I have a cute Sat-nav, which tells me where to go. I have an MP3 player (which I accidentally filled already) and a neat car stereo (which sounds bloody awful, but that might be the speakers, or the fact that it's a generic make). With all the flashing lights in my car, there's barely time to operate the main controls.

Gigging
I've done my 300th performance as a stand-up comedian. In fact, I've done my 310th as well. October was a busy month and November is actually busier. Somehow, there is still room for a few days at home this week, which is good. On the whole, my 15+ gig months are hard work and I've been known to lose my mind. I'm feeling on top of it at the moment.

Last night, I had one of my best ever heckles (well, audience participations). In my opening song, I hold a note for quite a few seconds. Some wags in audiences sometimes join in with the note. That usually amuses me, but I can usually hold my own when it happens. Sometimes someone will join in a major-third above, which harmonises with what I'm singing and usually amuses me. Last night, I noticed both of those happening, which was nice, but I decided that I could keep my head and not giggle... then someone came in with the 5th. There felt like about 6 voices, in addition to mine, one one or other of the 3 notes that make a major chord. I was very amused. I burst out laughing (partly spontaneous and partly exaggerated for comic effect) and came out with the line "I'm being heckled by a choir!". Great fun. While the audience seemed to be trying to outdo me, or entertain me, I had the chance to throw a wee line at the room to claim the moment back.

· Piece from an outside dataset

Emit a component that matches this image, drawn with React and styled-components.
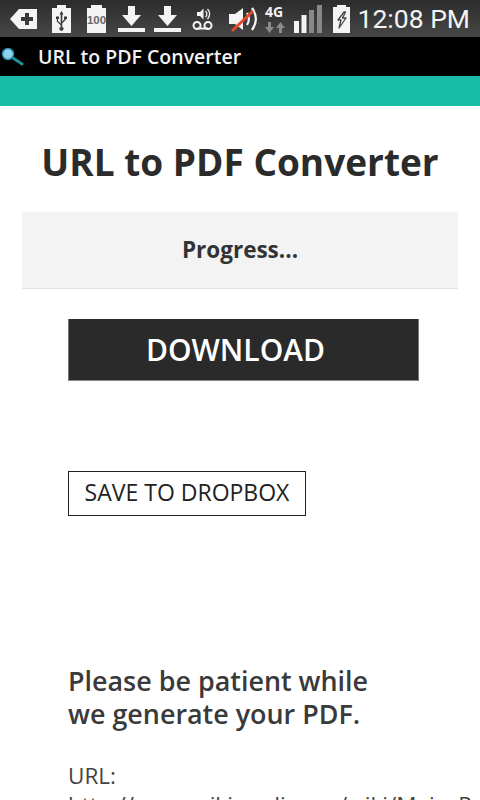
import React from 'react';
import styled, { createGlobalStyle } from 'styled-components';

const GlobalStyle = createGlobalStyle`
    html, body {
        margin: 0;
        padding: 0;
        background: #fff;
        overflow: hidden;
    }
    body {
        font-family: "Open Sans", "Liberation Sans", sans-serif;
    }
`;

const Screen = styled.div`
    width: 480px;
    height: 800px;
    overflow: hidden;
    display: flex;
    flex-direction: column;
    background: #fff;
`;

const StatusBar = styled.div`
    height: 37px;
    flex: none;
    display: flex;
    align-items: center;
    padding: 0 10px 0 10px;
    background: linear-gradient(#2c2c2c, #474747);
    color: #f4f4f4;
`;

const StatusIcon = styled.svg`
    flex: none;
    display: block;
    overflow: visible;
    margin-right: ${(p) => p.$gap}px;
`;

const Clock = styled.span`
    margin-left: auto;
    font-family: "Roboto", "Liberation Sans", sans-serif;
    font-size: 26.5px;
    white-space: nowrap;
`;

const ActionBar = styled.div`
    height: 39px;
    flex: none;
    display: flex;
    align-items: center;
    background: #000;
    padding-left: 1px;
`;

const AppTitle = styled.span`
    margin-left: 14px;
    color: #f2f2f2;
    font-size: 19.5px;
    font-weight: 600;
`;

const TealBand = styled.div`
    height: 30px;
    flex: none;
    background: #17bba6;
`;

const Heading = styled.h1`
    flex: none;
    margin: 33px 0 27px;
    text-align: center;
    color: #2b2b2b;
    font-size: 37px;
    line-height: 46px;
    font-weight: 700;
    white-space: nowrap;
`;

const ProgressBox = styled.div`
    flex: none;
    margin: 0 22px;
    height: 77px;
    box-sizing: border-box;
    display: flex;
    align-items: center;
    justify-content: center;
    padding-bottom: 2px;
    background: #f3f3f3;
    border-bottom: 1px solid #e3e3e3;
    color: #333;
    font-size: 22.5px;
    font-weight: 700;
`;

const Actions = styled.div`
    flex: none;
    padding: 30px 0 0 68px;
    display: flex;
    flex-direction: column;
    align-items: flex-start;
`;

const DownloadButton = styled.button`
    width: 351px;
    height: 62px;
    box-sizing: border-box;
    border: none;
    border-left: 1px solid #777;
    border-right: 1px solid #777;
    border-bottom: 1px solid #8a8a8a;
    background: #2a2a2a;
    color: #fff;
    font-family: inherit;
    font-size: 30px;
    font-weight: 600;
    padding: 0 16px 0 0;
`;

const DropboxButton = styled.button`
    margin-top: 90px;
    width: 238px;
    height: 45px;
    box-sizing: border-box;
    border: 1px solid #222;
    background: #fff;
    color: #222;
    font-family: inherit;
    font-size: 23px;
    padding: 0 0 4px;
`;

const Notice = styled.div`
    flex: none;
    padding: 148px 0 0 68px;
    color: #3a3a3a;
`;

const Patient = styled.p`
    margin: 0 0 31px;
    font-size: 26.9px;
    line-height: 33px;
    font-weight: 600;
`;

const UrlLine = styled.div`
    font-size: 22.5px;
    line-height: 29px;
    color: #444;
    white-space: nowrap;
`;

const Fill = 'currentColor';

const BackPlus = () => (
    <StatusIcon $gap={15} width="27" height="20" viewBox="0 0 27 20">
        <path fill={Fill} fillRule="evenodd" d="M0 10 9 0h18v20H9zM15 4v4h-4v4h4v4h4v-4h4V8h-4V4z" />
    </StatusIcon>
);

const UsbCard = () => (
    <StatusIcon $gap={16} width="19" height="28" viewBox="0 0 19 28">
        <path fill={Fill} fillRule="evenodd" d="M5 0h9v3h5v25H0V3h5zM9.500 6 7.500 9.500h1.200v9L6 16v-2h1v-2.500H4V14h.8v2.600L8.700 20.300V22a2 2 0 1 0 1.600 0v-3.800L14 14.800V14h1v-2.500h-3V14h.8L10.300 16.600V9.500H11.500z" />
    </StatusIcon>
);

const FullCard = () => (
    <StatusIcon $gap={12} width="19" height="28" viewBox="0 0 19 28">
        <path fill={Fill} d="M4 0h11v3h4v25H0V3h4z" />
        <text x="9.500" y="18.500" textAnchor="middle" fontSize="11.500" fontWeight="700" fontFamily="Liberation Sans" fill="#666">100</text>
    </StatusIcon>
);

const DownloadArrow = ({ gap }) => (
    <StatusIcon $gap={gap} width="27" height="26" viewBox="0 0 27 26">
        <path fill={Fill} d="M10 0h7v9h6L13.500 20 4 9h6zM0 22h27v4H0z" />
    </StatusIcon>
);

const Voicemail = () => (
    <StatusIcon $gap={16} width="21" height="22" viewBox="0 0 21 22">
        <path fill={Fill} d="M5 4h3l3.500-3.500v11L8 8H5z" />
        <path fill="none" stroke={Fill} strokeWidth="1.300" d="M13.500 3a4 4 0 0 1 0 6M15.500 1a7 7 0 0 1 0 10" />
        <circle cx="5" cy="17.500" r="3.500" fill="none" stroke={Fill} strokeWidth="2" />
        <circle cx="16" cy="17.500" r="3.500" fill="none" stroke={Fill} strokeWidth="2" />
        <path stroke={Fill} strokeWidth="2" d="M5 20.500h11" />
    </StatusIcon>
);

const Muted = () => (
    <StatusIcon $gap={7} width="29" height="24" viewBox="0 0 29 24">
        <path fill={Fill} d="M0 7h6l8-6v22l-8-6H0z" />
        <path fill="none" stroke={Fill} strokeWidth="2.200" d="M18 6c2.500 4 2.500 8 0 12M23 1c5 7 5 15 0 22" />
        <path stroke="#e8482a" strokeWidth="3" d="M3 24 24 4" />
    </StatusIcon>
);

const Network = () => (
    <StatusIcon $gap={9} width="20" height="28" viewBox="0 0 20 28">
        <text x="0" y="12" fontSize="14" fontWeight="700" fontFamily="Open Sans" fill={Fill}>4G</text>
        <path fill="#8b8b8b" d="M3 17h3v5h3l-4.500 6L0 22h3zM14 28h3v-5h3l-4.500-6-4.500 6h3z" />
    </StatusIcon>
);

const Signal = () => (
    <StatusIcon $gap={11} width="28" height="28" viewBox="0 0 28 28">
        <path fill={Fill} d="M0 16h5v12H0zM7.500 10h5v18h-5z" />
        <path fill="#888" d="M15 5h5v23h-5zM23 0h5v28h-5z" />
    </StatusIcon>
);

const Charging = () => (
    <StatusIcon $gap={0} width="17" height="28" viewBox="0 0 17 28">
        <path fill={Fill} d="M4 0h9v2h4v26H0V2h4z" />
        <path fill="none" stroke="#444" strokeWidth="1.300" strokeLinejoin="round" d="M11 7 5 15h3L6 23l7-10H9.500L12.500 7z" />
    </StatusIcon>
);

const SearchGlyph = () => (
    <svg width="23" height="20" viewBox="0 0 23 20">
        <circle cx="7" cy="7" r="5.500" fill="#8fd4ec" stroke="#2d8fb0" strokeWidth="1.500" />
        <path stroke="#1f8f9c" strokeWidth="3" strokeLinecap="round" d="M12 11l9 6" />
    </svg>
);

const App = () => {
    return (
        <Screen>
            <GlobalStyle />
            <StatusBar>
                <BackPlus />
                <UsbCard />
                <FullCard />
                <DownloadArrow gap={9} />
                <DownloadArrow gap={11} />
                <Voicemail />
                <Muted />
                <Network />
                <Signal />
                <Charging />
                <Clock>12:08 PM</Clock>
            </StatusBar>
            <ActionBar>
                <SearchGlyph />
                <AppTitle>URL to PDF Converter</AppTitle>
            </ActionBar>
            <TealBand />
            <Heading>URL to PDF Converter</Heading>
            <ProgressBox>Progress...</ProgressBox>
            <Actions>
                <DownloadButton>DOWNLOAD</DownloadButton>
                <DropboxButton>SAVE TO DROPBOX</DropboxButton>
            </Actions>
            <Notice>
                <Patient>Please be patient while<br />we generate your PDF.</Patient>
                <UrlLine>URL:</UrlLine>
                <UrlLine>http://www.wikimedia.org/wiki/Main_Page</UrlLine>
            </Notice>
        </Screen>
    );
};

export default App;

The Stand in Edinburgh is a lovely club to play and I had a really nice gig there last night. Tonight I'm going to Glasgow. Then I'm going to head down to Ayr for another gig. Doubling up in a night is something I rarely do outside of London or the Edinburgh Festival. In faireness, I've only ever done it in London once, but it's quite doable. I've definitely done it in Edinburgh. In fact, I've done about 5 on the same day in Edinburgh. Not a surprise. It's the sort of thing I do.